◆ **RECORDS SHOWN**:

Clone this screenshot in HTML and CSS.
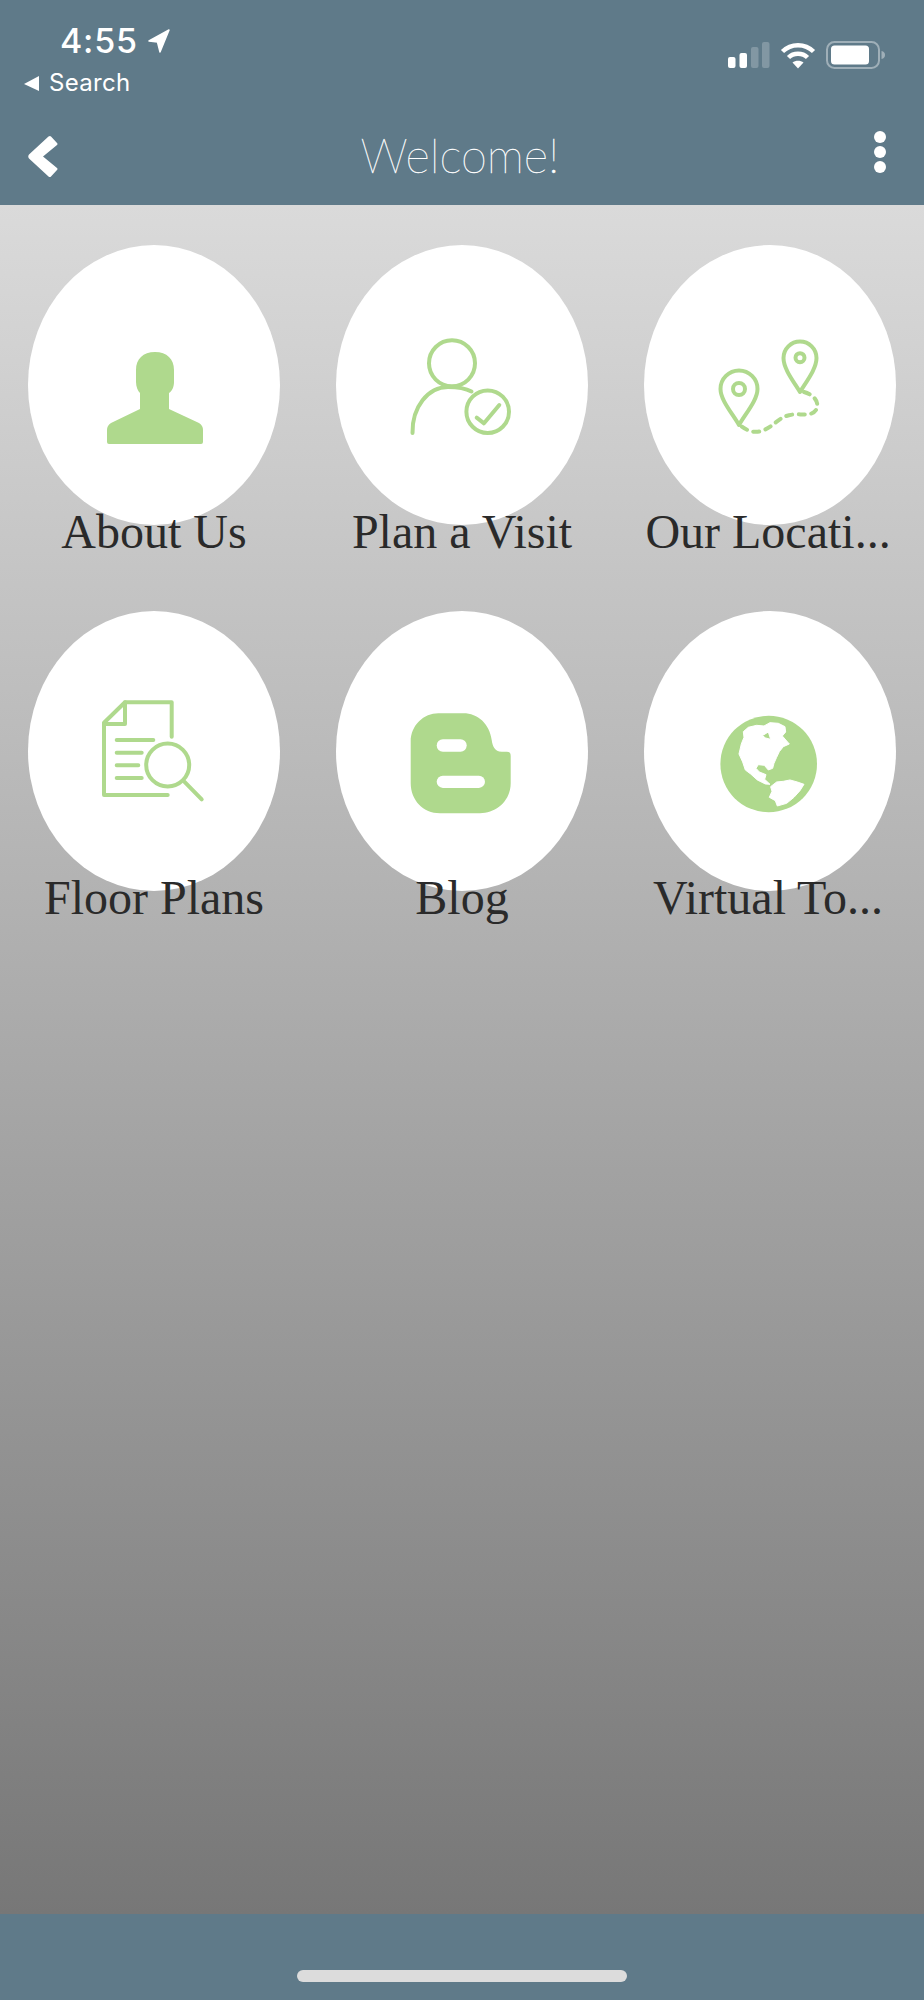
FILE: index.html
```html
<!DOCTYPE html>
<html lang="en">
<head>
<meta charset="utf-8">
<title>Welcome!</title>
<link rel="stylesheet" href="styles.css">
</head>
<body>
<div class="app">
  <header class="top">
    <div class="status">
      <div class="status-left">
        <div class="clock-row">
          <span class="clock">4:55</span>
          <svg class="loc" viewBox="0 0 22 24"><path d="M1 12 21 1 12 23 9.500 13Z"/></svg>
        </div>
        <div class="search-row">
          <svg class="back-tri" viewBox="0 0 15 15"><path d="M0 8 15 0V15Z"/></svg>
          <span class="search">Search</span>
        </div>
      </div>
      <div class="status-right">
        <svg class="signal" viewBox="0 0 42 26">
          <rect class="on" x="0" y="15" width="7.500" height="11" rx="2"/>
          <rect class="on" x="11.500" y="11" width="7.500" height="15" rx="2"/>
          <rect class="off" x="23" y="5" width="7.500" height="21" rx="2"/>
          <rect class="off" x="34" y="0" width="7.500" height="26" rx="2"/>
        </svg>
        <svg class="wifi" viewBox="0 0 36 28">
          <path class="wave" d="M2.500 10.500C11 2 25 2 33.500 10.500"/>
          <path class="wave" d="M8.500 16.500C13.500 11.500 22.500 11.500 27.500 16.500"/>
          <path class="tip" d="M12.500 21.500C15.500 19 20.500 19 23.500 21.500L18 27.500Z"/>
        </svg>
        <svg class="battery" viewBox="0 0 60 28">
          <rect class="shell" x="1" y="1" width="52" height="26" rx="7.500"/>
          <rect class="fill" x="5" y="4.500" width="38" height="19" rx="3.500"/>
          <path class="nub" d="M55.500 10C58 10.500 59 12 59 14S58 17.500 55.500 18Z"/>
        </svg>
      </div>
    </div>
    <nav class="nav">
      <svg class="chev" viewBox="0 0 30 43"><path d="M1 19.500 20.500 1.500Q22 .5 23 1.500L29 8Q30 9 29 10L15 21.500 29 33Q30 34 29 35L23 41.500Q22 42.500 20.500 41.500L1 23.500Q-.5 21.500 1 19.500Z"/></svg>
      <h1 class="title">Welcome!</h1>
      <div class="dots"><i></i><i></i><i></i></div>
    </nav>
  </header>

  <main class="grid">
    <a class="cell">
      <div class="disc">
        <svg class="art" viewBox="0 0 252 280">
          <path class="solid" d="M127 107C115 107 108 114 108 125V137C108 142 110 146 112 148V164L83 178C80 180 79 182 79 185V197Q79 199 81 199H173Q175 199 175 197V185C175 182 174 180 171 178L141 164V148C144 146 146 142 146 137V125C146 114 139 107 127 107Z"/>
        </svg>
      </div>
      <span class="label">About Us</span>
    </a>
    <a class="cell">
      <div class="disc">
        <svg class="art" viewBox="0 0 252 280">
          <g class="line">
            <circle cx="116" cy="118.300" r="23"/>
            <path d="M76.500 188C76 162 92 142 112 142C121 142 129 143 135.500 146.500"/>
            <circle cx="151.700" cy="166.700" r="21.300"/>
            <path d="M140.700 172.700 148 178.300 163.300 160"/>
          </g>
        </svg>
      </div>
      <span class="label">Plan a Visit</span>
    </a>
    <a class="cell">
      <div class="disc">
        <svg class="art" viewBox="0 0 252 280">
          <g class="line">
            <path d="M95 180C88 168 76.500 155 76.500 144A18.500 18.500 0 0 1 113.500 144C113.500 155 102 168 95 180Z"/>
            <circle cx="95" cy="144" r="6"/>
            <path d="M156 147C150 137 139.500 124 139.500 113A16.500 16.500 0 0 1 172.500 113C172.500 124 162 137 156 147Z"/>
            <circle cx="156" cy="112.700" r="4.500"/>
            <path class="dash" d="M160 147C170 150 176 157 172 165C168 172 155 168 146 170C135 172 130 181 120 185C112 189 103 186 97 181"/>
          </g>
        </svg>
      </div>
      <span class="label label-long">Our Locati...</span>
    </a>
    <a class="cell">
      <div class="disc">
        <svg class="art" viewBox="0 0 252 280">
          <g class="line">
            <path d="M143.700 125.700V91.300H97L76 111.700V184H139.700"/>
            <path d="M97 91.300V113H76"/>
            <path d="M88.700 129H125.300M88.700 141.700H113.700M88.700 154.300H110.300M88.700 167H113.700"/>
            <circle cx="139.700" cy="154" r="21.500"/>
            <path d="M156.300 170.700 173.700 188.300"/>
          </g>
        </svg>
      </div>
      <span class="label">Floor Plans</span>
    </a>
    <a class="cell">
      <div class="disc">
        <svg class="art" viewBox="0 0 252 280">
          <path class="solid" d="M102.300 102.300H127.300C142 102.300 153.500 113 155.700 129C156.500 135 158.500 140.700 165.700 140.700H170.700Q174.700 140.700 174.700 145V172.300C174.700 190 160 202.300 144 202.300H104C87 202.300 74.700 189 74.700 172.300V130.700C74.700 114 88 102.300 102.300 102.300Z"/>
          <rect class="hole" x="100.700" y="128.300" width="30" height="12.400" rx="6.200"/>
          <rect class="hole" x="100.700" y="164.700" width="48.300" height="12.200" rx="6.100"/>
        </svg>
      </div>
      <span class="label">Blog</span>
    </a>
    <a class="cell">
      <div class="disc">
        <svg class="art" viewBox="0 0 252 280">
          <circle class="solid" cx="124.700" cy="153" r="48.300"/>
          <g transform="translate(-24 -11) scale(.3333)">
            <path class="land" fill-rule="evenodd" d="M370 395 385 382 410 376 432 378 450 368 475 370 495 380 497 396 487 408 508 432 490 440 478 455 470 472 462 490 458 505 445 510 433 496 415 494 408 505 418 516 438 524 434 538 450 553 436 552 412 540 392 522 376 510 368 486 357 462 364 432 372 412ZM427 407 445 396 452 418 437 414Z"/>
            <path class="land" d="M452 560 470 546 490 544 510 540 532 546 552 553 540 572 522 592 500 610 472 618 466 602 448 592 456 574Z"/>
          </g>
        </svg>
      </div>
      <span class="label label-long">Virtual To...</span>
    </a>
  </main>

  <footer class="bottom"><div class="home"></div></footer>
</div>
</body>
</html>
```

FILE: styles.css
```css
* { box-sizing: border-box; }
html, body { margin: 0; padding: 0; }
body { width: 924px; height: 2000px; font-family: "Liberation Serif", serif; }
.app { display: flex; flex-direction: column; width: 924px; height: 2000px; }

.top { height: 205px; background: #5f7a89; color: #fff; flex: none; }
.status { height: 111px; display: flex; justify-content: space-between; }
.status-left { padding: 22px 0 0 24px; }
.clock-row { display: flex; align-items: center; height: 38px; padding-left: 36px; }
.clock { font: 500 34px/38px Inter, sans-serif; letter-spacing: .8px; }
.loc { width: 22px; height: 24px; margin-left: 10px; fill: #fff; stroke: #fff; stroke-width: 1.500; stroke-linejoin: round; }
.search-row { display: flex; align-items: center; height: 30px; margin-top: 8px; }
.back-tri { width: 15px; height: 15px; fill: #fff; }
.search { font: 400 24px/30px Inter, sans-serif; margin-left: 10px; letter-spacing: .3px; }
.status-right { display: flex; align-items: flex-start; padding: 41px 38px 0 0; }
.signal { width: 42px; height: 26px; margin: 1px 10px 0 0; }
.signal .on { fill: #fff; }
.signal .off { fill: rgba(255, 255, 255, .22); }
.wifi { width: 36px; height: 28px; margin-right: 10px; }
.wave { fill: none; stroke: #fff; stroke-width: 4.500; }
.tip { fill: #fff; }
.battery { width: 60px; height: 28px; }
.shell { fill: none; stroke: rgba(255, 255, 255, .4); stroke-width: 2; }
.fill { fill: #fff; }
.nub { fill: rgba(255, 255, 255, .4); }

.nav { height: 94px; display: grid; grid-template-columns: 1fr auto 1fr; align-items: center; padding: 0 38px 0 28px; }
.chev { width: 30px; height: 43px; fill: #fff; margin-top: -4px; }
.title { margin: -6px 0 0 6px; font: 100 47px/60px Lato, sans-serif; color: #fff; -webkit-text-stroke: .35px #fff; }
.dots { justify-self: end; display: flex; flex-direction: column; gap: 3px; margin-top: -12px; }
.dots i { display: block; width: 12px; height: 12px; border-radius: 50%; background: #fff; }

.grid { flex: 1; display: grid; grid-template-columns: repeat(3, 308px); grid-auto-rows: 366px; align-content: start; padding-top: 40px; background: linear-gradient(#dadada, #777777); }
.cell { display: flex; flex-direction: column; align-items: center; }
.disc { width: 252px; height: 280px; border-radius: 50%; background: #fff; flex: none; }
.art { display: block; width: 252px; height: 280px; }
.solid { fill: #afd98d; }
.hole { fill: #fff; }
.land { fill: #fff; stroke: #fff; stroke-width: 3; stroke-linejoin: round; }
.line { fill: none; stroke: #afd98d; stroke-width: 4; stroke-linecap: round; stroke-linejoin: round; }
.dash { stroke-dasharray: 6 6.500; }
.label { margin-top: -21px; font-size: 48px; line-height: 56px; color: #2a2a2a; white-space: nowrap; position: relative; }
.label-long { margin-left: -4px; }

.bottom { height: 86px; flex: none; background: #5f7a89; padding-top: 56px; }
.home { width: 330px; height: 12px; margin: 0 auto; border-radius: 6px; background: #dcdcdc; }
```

==

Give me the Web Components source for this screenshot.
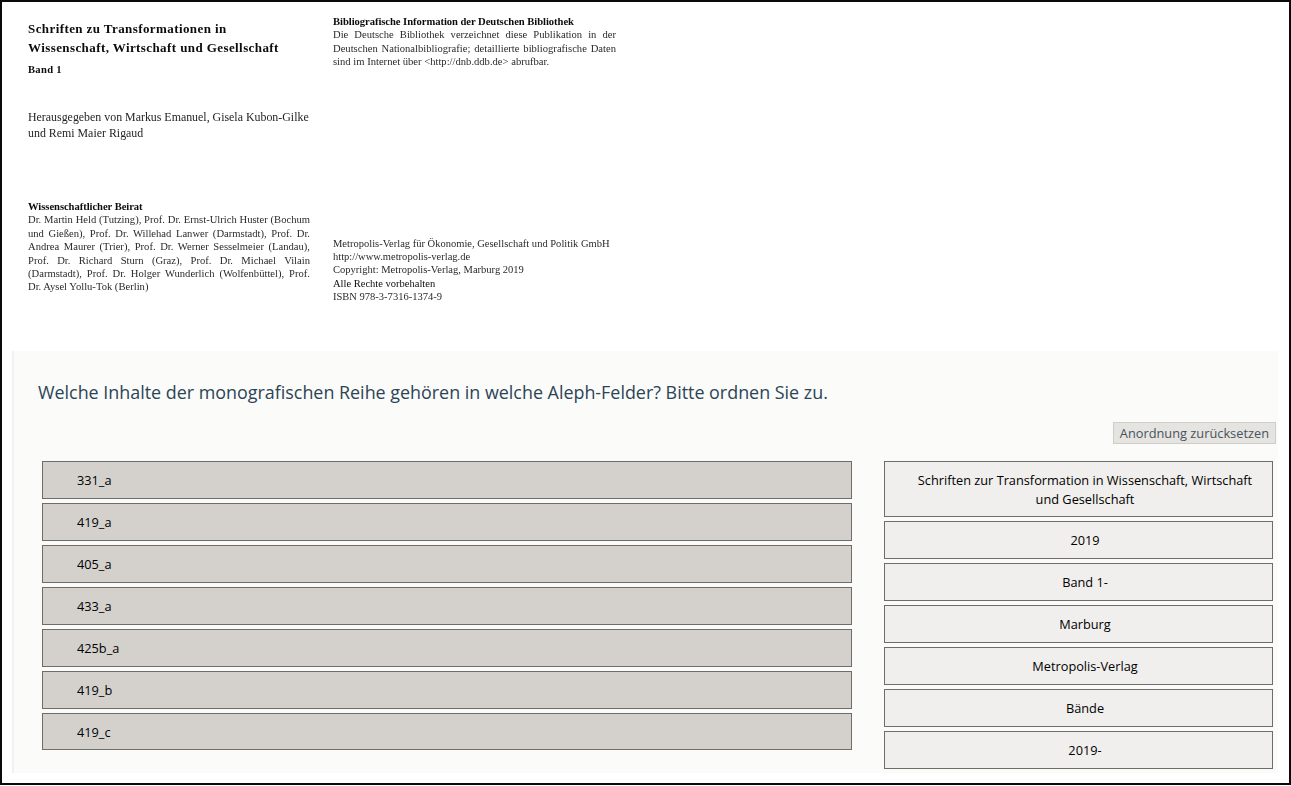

---

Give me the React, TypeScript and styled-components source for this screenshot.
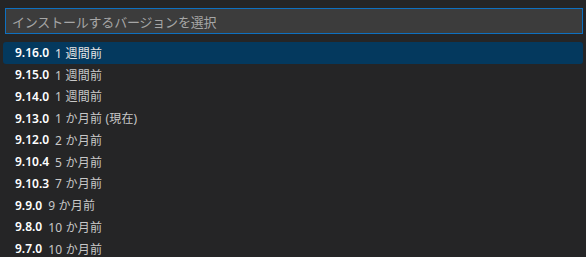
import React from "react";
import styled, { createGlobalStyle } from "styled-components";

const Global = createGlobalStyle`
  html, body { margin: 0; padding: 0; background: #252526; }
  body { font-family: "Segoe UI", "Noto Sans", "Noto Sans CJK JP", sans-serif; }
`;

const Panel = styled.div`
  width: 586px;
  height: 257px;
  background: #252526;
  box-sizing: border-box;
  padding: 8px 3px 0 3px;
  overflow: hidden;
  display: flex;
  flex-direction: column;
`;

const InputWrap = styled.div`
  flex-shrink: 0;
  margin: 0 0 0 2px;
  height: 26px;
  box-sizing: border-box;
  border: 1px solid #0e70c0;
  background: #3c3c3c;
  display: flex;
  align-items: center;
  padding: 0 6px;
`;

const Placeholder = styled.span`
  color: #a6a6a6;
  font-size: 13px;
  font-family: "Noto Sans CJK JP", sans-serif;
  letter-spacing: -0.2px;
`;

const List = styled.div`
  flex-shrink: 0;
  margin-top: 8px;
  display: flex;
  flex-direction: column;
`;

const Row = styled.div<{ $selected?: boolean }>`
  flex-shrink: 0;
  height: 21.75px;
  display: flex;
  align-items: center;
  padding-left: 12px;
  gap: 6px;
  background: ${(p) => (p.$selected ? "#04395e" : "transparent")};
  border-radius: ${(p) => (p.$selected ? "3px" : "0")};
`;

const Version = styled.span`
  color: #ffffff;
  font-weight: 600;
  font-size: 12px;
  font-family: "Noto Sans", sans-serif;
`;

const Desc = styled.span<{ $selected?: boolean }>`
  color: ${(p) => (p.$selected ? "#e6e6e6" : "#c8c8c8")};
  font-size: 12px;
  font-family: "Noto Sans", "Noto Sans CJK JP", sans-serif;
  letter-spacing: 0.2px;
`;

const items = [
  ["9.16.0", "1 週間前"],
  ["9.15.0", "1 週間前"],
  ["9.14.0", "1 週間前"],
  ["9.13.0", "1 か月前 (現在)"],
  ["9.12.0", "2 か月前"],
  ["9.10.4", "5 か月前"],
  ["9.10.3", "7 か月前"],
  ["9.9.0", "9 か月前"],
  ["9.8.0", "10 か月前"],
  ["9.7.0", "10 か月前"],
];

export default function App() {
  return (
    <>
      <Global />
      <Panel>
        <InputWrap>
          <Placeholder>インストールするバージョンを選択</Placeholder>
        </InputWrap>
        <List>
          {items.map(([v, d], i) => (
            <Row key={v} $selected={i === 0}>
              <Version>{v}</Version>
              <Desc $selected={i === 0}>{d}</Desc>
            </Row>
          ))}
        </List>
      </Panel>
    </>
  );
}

◆ **EXERCISE AIM**: Every line in the data above that contains "source" needs to be copied.

◆ **SOLUTION TO THE PROBLEM**:
Give me the Web Components source for this screenshot.
Give me the React, TypeScript and styled-components source for this screenshot.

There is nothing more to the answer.